Written request
Find the word "page" in the material below and gather every line that contains it.

Supplied material
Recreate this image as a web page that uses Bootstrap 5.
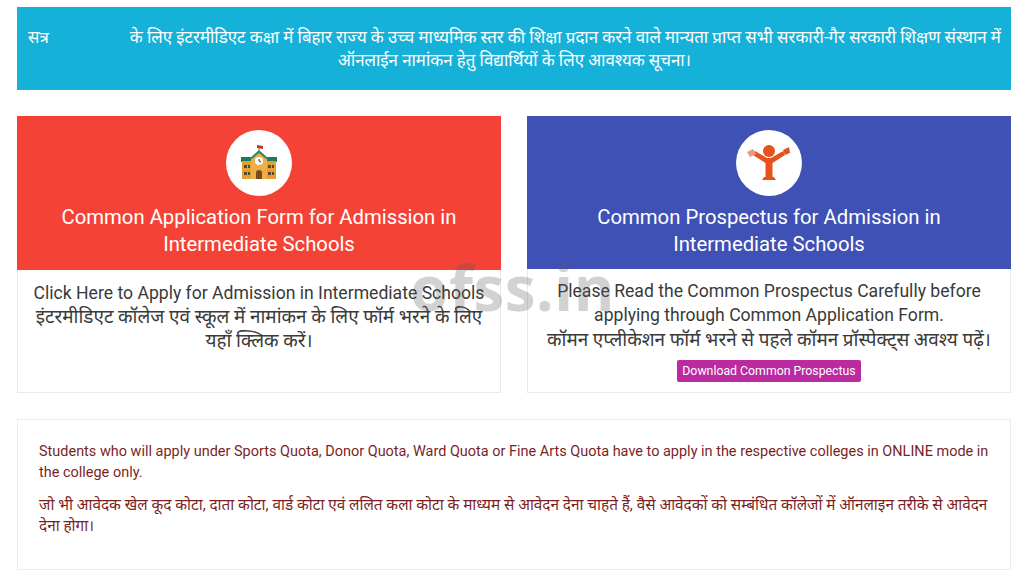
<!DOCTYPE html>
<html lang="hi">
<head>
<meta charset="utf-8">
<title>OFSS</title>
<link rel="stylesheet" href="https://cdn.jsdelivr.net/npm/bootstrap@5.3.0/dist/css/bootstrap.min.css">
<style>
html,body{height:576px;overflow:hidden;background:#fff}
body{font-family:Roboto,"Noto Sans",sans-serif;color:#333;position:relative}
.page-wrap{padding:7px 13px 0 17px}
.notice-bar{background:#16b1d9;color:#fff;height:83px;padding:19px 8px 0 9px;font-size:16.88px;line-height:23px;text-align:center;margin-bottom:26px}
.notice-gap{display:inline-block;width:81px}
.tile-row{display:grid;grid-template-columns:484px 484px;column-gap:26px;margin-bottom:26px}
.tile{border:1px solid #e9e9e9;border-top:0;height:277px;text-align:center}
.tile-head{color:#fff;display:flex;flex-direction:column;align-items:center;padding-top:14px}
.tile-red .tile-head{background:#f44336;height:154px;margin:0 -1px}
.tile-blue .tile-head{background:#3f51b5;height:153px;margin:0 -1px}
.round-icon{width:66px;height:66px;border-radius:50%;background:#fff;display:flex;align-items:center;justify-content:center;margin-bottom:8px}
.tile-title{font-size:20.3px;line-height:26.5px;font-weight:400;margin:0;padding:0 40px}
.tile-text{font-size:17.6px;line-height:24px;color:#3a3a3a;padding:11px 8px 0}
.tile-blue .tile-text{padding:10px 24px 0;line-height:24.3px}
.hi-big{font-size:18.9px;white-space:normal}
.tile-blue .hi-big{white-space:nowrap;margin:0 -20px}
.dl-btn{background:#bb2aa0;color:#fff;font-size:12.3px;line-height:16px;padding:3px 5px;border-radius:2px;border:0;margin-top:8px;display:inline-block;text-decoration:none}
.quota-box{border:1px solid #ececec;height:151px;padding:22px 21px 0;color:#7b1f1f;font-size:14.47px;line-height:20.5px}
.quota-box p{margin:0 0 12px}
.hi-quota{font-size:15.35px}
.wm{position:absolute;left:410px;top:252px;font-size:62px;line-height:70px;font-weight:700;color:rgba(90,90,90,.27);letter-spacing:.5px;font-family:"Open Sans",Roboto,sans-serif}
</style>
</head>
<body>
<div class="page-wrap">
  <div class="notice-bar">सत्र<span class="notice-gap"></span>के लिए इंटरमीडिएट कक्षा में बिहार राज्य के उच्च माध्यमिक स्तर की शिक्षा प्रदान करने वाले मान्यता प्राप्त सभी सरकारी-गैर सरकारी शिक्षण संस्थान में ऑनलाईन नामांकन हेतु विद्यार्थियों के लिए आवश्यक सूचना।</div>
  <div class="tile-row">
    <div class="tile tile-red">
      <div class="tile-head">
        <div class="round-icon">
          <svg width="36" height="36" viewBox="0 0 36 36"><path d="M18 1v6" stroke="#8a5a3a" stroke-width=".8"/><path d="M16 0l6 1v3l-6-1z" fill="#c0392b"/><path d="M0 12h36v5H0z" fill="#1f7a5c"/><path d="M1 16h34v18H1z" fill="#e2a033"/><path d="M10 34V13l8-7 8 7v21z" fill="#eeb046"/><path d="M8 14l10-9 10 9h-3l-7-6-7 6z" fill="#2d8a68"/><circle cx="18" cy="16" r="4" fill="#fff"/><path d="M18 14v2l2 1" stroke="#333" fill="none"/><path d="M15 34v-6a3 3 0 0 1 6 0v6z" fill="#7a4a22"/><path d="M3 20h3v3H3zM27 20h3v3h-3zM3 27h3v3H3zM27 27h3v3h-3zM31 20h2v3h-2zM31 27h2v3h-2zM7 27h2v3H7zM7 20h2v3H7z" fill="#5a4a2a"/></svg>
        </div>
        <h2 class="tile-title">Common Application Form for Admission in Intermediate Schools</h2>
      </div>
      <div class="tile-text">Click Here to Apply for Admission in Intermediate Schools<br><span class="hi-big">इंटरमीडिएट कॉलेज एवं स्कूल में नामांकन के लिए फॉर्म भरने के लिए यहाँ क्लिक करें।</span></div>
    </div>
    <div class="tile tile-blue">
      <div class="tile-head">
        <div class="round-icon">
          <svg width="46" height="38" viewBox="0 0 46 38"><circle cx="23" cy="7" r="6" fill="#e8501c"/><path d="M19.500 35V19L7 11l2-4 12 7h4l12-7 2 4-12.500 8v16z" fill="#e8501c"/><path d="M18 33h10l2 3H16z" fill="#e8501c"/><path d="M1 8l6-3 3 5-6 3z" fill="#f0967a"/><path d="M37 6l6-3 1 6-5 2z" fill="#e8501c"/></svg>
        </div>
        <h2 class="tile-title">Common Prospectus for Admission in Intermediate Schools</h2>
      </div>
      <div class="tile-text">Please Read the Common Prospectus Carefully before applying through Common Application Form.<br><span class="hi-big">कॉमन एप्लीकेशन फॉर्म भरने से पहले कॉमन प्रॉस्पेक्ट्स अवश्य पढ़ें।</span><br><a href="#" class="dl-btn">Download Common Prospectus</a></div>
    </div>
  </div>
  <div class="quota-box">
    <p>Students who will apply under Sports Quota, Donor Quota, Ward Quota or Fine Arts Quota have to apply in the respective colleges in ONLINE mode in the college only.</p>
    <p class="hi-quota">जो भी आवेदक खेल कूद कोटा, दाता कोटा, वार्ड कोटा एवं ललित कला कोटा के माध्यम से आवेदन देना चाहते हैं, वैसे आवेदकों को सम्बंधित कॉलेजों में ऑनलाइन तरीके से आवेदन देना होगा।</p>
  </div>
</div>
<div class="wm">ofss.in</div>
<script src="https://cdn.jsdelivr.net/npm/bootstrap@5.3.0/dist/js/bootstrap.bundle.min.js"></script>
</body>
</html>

Correct result
Recreate this image as a web page that uses Bootstrap 5.
.page-wrap{padding:7px 13px 0 17px}
<div class="page-wrap">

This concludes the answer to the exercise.